Inflationsgefahr begünstigt Akzeptanz von Bitcoin

Bitcoin bietet nun eine elegante und diskrete Möglichkeit aus dem weichen Peso zu fliehen, was nach Koenigs Auffassung den regen Zulauf der Gauchos für die Kryptowährung erklärt. „Bargeld kann an der Grenze von Hunden erschnüffelt werden. Bitcoin nicht“, erklärte Koenig, der die Veranstaltung zur Vorstellung seines neu erschienenen Buches „Bitcoin – Geld ohne Staat“ nutzte. Die argentinische Regierung kontrolliert den Kapitalverkehr und verhindert nach Kräften eine weitere Schwächung des argentinischen Pesos durch Umtausch in Dollar. Als eigentliches Zahlungsmittel spielt Bitcoin bisher eine untergeordnete Rolle. Als Skeptiker der Dreierrunde fungierte Steffen Krug, Gründer des Hamburger Instituts für Austrian Asset Management. Dieses unterhält ein sogenanntes Mark Banco Depositum nach altem hanseatischem Vorbild: Die Währung Mark Banco wird ganz klassisch zu hundert Prozent durch in der Schweiz gelagerte Edelmetalle gedeckt. Auch wenn er Bitcoin für eine grundsätzlich gute Idee hält, sieht Krug die Schwachstelle eines fehlenden Gegenwertes in der virtuellen Währung. 

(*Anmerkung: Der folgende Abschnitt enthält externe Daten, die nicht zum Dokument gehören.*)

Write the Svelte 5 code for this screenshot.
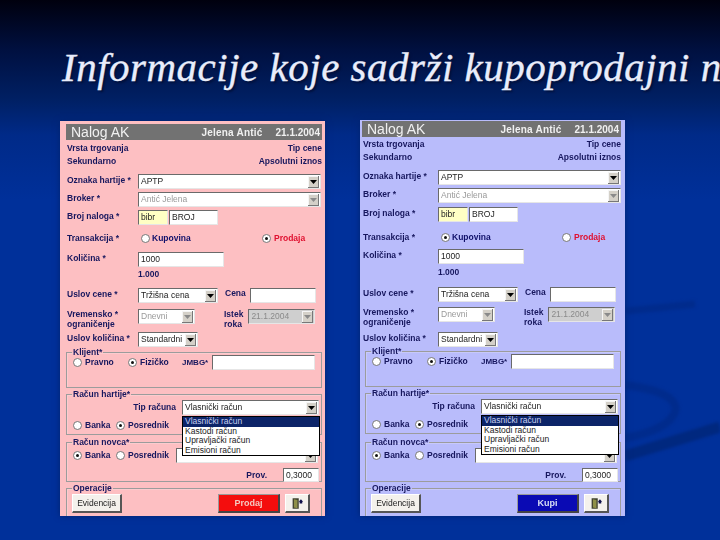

„Bitcoin ist keine virtuelle Währung! Der Euro ist eine virtuelle Währung“, widerspach Koenig, der von Beruf unter anderem Werbefilme für Bitcoins („Bitfilms“) produziert. Banken könne man verstaatlichen, Goldreserven konfiszieren, aber die vollkommen transparente Schöpfung der Bitcoins via Internet („Mining“) verunmögliche die unbemerkte Manipulation dessen Wertes. „Da ist die Wahrscheinlichkeit höher, daß ein Komet aus purem Gold auf der Erde einschlägt und somit das Gold entwertet“, konterte Koenig Krugs Einwand, der Staat könne Einfluß auf die Kursentwicklung der Kryptowährung nehmen.

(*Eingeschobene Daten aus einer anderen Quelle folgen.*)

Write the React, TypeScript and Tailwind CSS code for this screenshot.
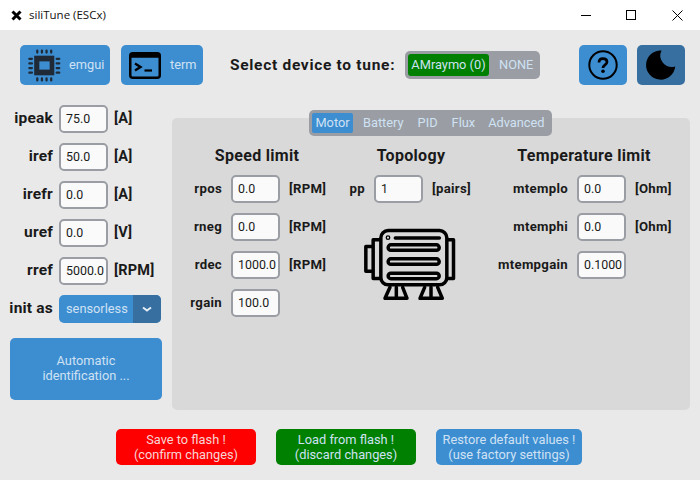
const font = { fontFamily: 'Roboto, sans-serif' };

function Input({ value }: { value: string }) {
  return (
    <div className="w-[49px] h-[28px] shrink-0 rounded-[5px] border-2 border-[#9a9da3] bg-[#fafafa] pl-[5px] flex items-center overflow-hidden text-[12.4px] text-[#1a1a1a] whitespace-nowrap">
      {value}
    </div>
  );
}

function SideField({ label, value, unit }: { label: string; value: string; unit: string }) {
  return (
    <div className="flex items-center h-[28px] mb-[10px]">
      <div className="w-[53px] text-right text-[15.5px] font-bold text-[#1a1a1a] tracking-[0.2px]">{label}</div>
      <div className="ml-[6px]"><Input value={value} /></div>
      <div className="ml-[6px] text-[14.5px] font-bold text-[#1a1a1a] tracking-[0.2px]">{unit}</div>
    </div>
  );
}

function Field({ label, value, unit, labelWidth }: { label: string; value: string; unit?: string; labelWidth: string }) {
  return (
    <div className="flex items-center h-[28px] mb-[10px]">
      <div className={`${labelWidth} shrink-0 text-right text-[13.2px] font-bold text-[#1a1a1a] tracking-[0.3px] whitespace-nowrap`}>{label}</div>
      <div className="ml-[9px]"><Input value={value} /></div>
      {unit && <div className="ml-[9px] text-[13.2px] font-bold text-[#1a1a1a] tracking-[0.3px] whitespace-nowrap">{unit}</div>}
    </div>
  );
}

function ChipIcon() {
  return (
    <svg width="33" height="33" viewBox="0 0 32 32" fill="none">
      <rect x="6" y="6.500" width="19.500" height="19" fill="#1f2a36" />
      <rect x="11" y="12" width="10" height="8" fill="#3d8dd1" />
      <g stroke="#1f2a36" strokeWidth="2.200" strokeLinecap="round">
        <path d="M9 1.500v2M13.500 1.500v2M18 1.500v2M22.500 1.500v2" />
        <path d="M9 28.500v2M13.500 28.500v2M18 28.500v2M22.500 28.500v2" />
        <path d="M1.300 9.500h2.500M1.300 14h2.500M1.300 18.500h2.500M1.300 23h2.500" />
        <path d="M27.800 9.500h2.500M27.800 14h2.500M27.800 18.500h2.500M27.800 23h2.500" />
      </g>
    </svg>
  );
}

function TermIcon() {
  return (
    <svg width="32" height="27" viewBox="0 0 32 27" fill="none">
      <rect x="1.250" y="1.250" width="29.500" height="24.500" rx="2.500" stroke="#000" strokeWidth="2.500" />
      <rect x="1.250" y="1.250" width="29.500" height="4.500" fill="#000" />
      <path d="M6 11.500l5.500 3.500-5.500 3.500" stroke="#000" strokeWidth="2.400" />
      <path d="M15.500 18.500h7.500" stroke="#000" strokeWidth="2.200" />
    </svg>
  );
}

function HelpIcon() {
  return (
    <svg width="32" height="32" viewBox="0 0 32 32" fill="none">
      <circle cx="16" cy="16" r="13.700" stroke="#000" strokeWidth="2" />
      <path d="M12 13.500c0-2.400 1.700-3.800 4-3.800 2.400 0 4 1.400 4 3.300 0 2.900-4 2.900-4 6" stroke="#000" strokeWidth="2.700" />
      <circle cx="16" cy="22.300" r="1.800" fill="#000" />
    </svg>
  );
}

function MoonIcon() {
  return (
    <svg width="32" height="32" viewBox="0 0 32 32">
      <path d="M16.500 1.500A14.600 14.600 0 1 0 30.200 17.500A11.500 11.500 0 0 1 16.500 1.500Z" fill="#000" />
    </svg>
  );
}

function MotorIcon() {
  return (
    <svg width="100" height="80" viewBox="0 0 300 240" fill="none" stroke="#000" strokeWidth="10.500" strokeLinejoin="round" strokeLinecap="round">
      <rect x="62.500" y="16.500" width="198" height="163" rx="22" />
      <path d="M58 44.500H39.500V160.500H58" />
      <path d="M35 64.500H17.500V138.500H35" />
      <path d="M265 44.500H280.500V160.500H265" />
      <rect x="84.500" y="59.500" width="153" height="16.500" rx="8" />
      <rect x="84.500" y="101.500" width="153" height="16.500" rx="8" />
      <rect x="84.500" y="144.500" width="153" height="16.500" rx="8" />
      <path d="M106 39H238" />
      <circle cx="84" cy="38" r="2" />
      <path d="M90 187L75 220H141L128 187M109 187V220" />
      <path d="M194 187L180 220H247L233 187M213 187V220" />
    </svg>
  );
}

export default function App() {
  return (
    <div className="w-[700px] h-[480px] bg-[#e9e9e9] overflow-hidden flex flex-col" style={font}>
      {/* title bar */}
      <div className="h-[30px] bg-white flex items-center shrink-0">
        <svg className="ml-[11px]" width="11" height="11" viewBox="0 0 11 11">
          <path d="M1.500 1.500l8 8M9.500 1.500l-8 8" stroke="#000" strokeWidth="3" />
        </svg>
        <div className="ml-[7px] text-[11.5px] text-[#111]" style={{ fontFamily: '"Open Sans", sans-serif' }}>siliTune (ESCx)</div>
        <div className="ml-auto flex items-center">
          <svg width="11" height="11" className="mr-[34px]" viewBox="0 0 11 11"><path d="M0 5.500h10" stroke="#000" /></svg>
          <svg width="11" height="11" className="mr-[35px]" viewBox="0 0 11 11"><rect x="0.500" y="0.500" width="9" height="9" fill="none" stroke="#000" /></svg>
          <svg width="11" height="11" className="mr-[17px]" viewBox="0 0 11 11"><path d="M0.500 0.500l10 10M10.500 0.500l-10 10" stroke="#000" /></svg>
        </div>
      </div>

      {/* top toolbar */}
      <div className="h-[40px] mt-[15px] ml-[20px] flex items-center shrink-0">
        <div className="w-[90px] h-[40px] bg-[#3d8dd1] rounded-[5px] flex items-center pl-[8px] text-[12.8px] text-[#cfe2f3]">
          <ChipIcon />
          <span className="ml-[8px]">emgui</span>
        </div>
        <div className="w-[82px] h-[40px] ml-[11px] bg-[#3d8dd1] rounded-[5px] flex items-center pl-[8px] text-[12.8px] text-[#cfe2f3]">
          <TermIcon />
          <span className="ml-[9px]">term</span>
        </div>
        <div className="ml-[27px] w-[175px] pt-[2px] text-[15.5px] font-bold text-[#1a1a1a] tracking-[0.7px] whitespace-nowrap">Select device to tune:</div>
        <div className="w-[135px] h-[28px] bg-[#9a9da3] rounded-[5px] flex items-center pl-[3px] text-[12.8px] text-[#cfe2f3]">
          <div className="w-[81px] h-[22px] bg-[#008000] rounded-[3px] flex items-center justify-center">AMraymo (0)</div>
          <div className="ml-[10px]">NONE</div>
        </div>
        <div className="ml-[39px] w-[48px] h-[40px] bg-[#3d8dd1] rounded-[5px] flex items-center justify-center"><HelpIcon /></div>
        <div className="ml-[10px] w-[48px] h-[40px] bg-[#376fa0] rounded-[5px] flex items-center justify-center"><MoonIcon /></div>
      </div>

      <div className="flex mt-[20px] items-start">
        {/* left column */}
        <div className="w-[172px] shrink-0 flex flex-col">
          <SideField label="ipeak" value="75.0" unit="[A]" />
          <SideField label="iref" value="50.0" unit="[A]" />
          <SideField label="irefr" value="0.0" unit="[A]" />
          <SideField label="uref" value="0.0" unit="[V]" />
          <SideField label="rref" value="5000.0" unit="[RPM]" />
          <div className="flex items-center h-[28px]">
            <div className="w-[53px] text-right text-[15.5px] font-bold text-[#1a1a1a] tracking-[0.2px] whitespace-nowrap">init as</div>
            <div className="ml-[6px] w-[102px] h-[28px] rounded-[5px] bg-[#3d8dd1] flex overflow-hidden text-[12.8px] text-[#cfe2f3]">
              <div className="flex-1 flex items-center pl-[7px] pb-[1px]">sensorless</div>
              <div className="w-[28px] bg-[#376fa0] flex items-center justify-center">
                <svg width="10" height="7" viewBox="0 0 10 7" fill="none"><path d="M1 1.500l4 3 4-3" stroke="#e6eef6" strokeWidth="2" /></svg>
              </div>
            </div>
          </div>
          <div className="ml-[10px] mt-[15px] pb-[2px] w-[152px] h-[62px] rounded-[5px] bg-[#3d8dd1] flex items-center justify-center text-center text-[12.8px] leading-[15px] text-[#cfe2f3]">
            <div>Automatic<br />identification ...</div>
          </div>
        </div>

        {/* main panel */}
        <div className="relative mt-[13px] w-[518px] h-[292px] bg-[#d9d9d9] rounded-[5px]">
          <div className="absolute left-[137px] top-[-8px] w-[243px] h-[26px] bg-[#9a9da3] rounded-[5px] flex items-center pl-[3px] text-[12.8px] text-[#cfe2f3]">
            <div className="w-[41px] h-[20px] bg-[#3d8dd1] rounded-[2px] flex items-center justify-center">Motor</div>
            <div className="ml-[10px]">Battery</div>
            <div className="ml-[14px]">PID</div>
            <div className="ml-[14px]">Flux</div>
            <div className="ml-[13px]">Advanced</div>
          </div>

          <div className="flex pt-[26px]">
            <div className="w-[170px] shrink-0">
              <div className="h-[31px] text-center text-[16px] font-bold text-[#1a1a1a] tracking-[0.3px]">Speed limit</div>
              <Field labelWidth="w-[50px]" label="rpos" value="0.0" unit="[RPM]" />
              <Field labelWidth="w-[50px]" label="rneg" value="0.0" unit="[RPM]" />
              <Field labelWidth="w-[50px]" label="rdec" value="1000.0" unit="[RPM]" />
              <Field labelWidth="w-[50px]" label="rgain" value="100.0" />
            </div>
            <div className="w-[138px] shrink-0">
              <div className="h-[31px] text-center text-[16px] font-bold text-[#1a1a1a] tracking-[0.3px]">Topology</div>
              <Field labelWidth="w-[23px]" label="pp" value="1" unit="[pairs]" />
              <div className="ml-[18px] mt-[22px]"><MotorIcon /></div>
            </div>
            <div className="w-[208px] shrink-0">
              <div className="h-[31px] text-center text-[16px] font-bold text-[#1a1a1a] tracking-[0.3px]">Temperature limit</div>
              <Field labelWidth="w-[88px]" label="mtemplo" value="0.0" unit="[Ohm]" />
              <Field labelWidth="w-[88px]" label="mtemphi" value="0.0" unit="[Ohm]" />
              <Field labelWidth="w-[88px]" label="mtempgain" value="0.1000" />
            </div>
          </div>
        </div>
      </div>

      {/* bottom buttons */}
      <div className="mt-[19px] ml-[116px] flex text-center text-[12.8px] leading-[15px] text-[#cfe2f3]">
        <div className="w-[140px] h-[36px] bg-[#ff0000] rounded-[5px] flex items-center justify-center text-[#f6d5d5]">
          <div>Save to flash !<br />(confirm changes)</div>
        </div>
        <div className="ml-[20px] w-[140px] h-[36px] bg-[#008000] rounded-[5px] flex items-center justify-center">
          <div>Load from flash !<br />(discard changes)</div>
        </div>
        <div className="ml-[20px] w-[146px] h-[36px] bg-[#3d8dd1] rounded-[5px] flex items-center justify-center">
          <div>Restore default values !<br />(use factory settings)</div>
        </div>
      </div>
    </div>
  );
}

Der Euro-Rebell und ehemalige FDP-Bundestagsabgeordnete Frank Schäffler vermittelte dem etwa 25 Köpfe starken Publikum, daß Bitcoin eine indirekte positive Rückwirkung auf konventionelle Währungen haben könnte. Der Wettbewerb der Währungen werde verschärft, der Abwertungswettlauf der großen Weltwährungen im besten Falle gestoppt. Weil sich dadurch der Spielraum der staatlichen Geldvermehrung verkleinert und Schulden nicht mehr weginflationiert werden können, würde ein wichtiger Anreiz zum Schuldenmachen wegfallen.

„So könnte eine natürliche Schuldenbremse entstehen, die auch funktioniert. Die jetzige funktioniert ja nicht“, sagte Schäffler. Der Gründer des libertären Netzwerks Freiheitsfreunde sieht in Deutschland relativ schlechte Bedingungen für einen Siegeszug des Geldes mit dem Doppelbalken-B. „Der Kapitalstock ist noch da.“ Deutschland zehre von den Reserven seiner erfolgreichen Wirtschaftspolitik, der Leidensdruck sei nicht mit jenem in Argentinien vergleichbar. Zudem schränke die Rechtsunsicherheit in Deutschland die Verbreitung von Bitcoin ein.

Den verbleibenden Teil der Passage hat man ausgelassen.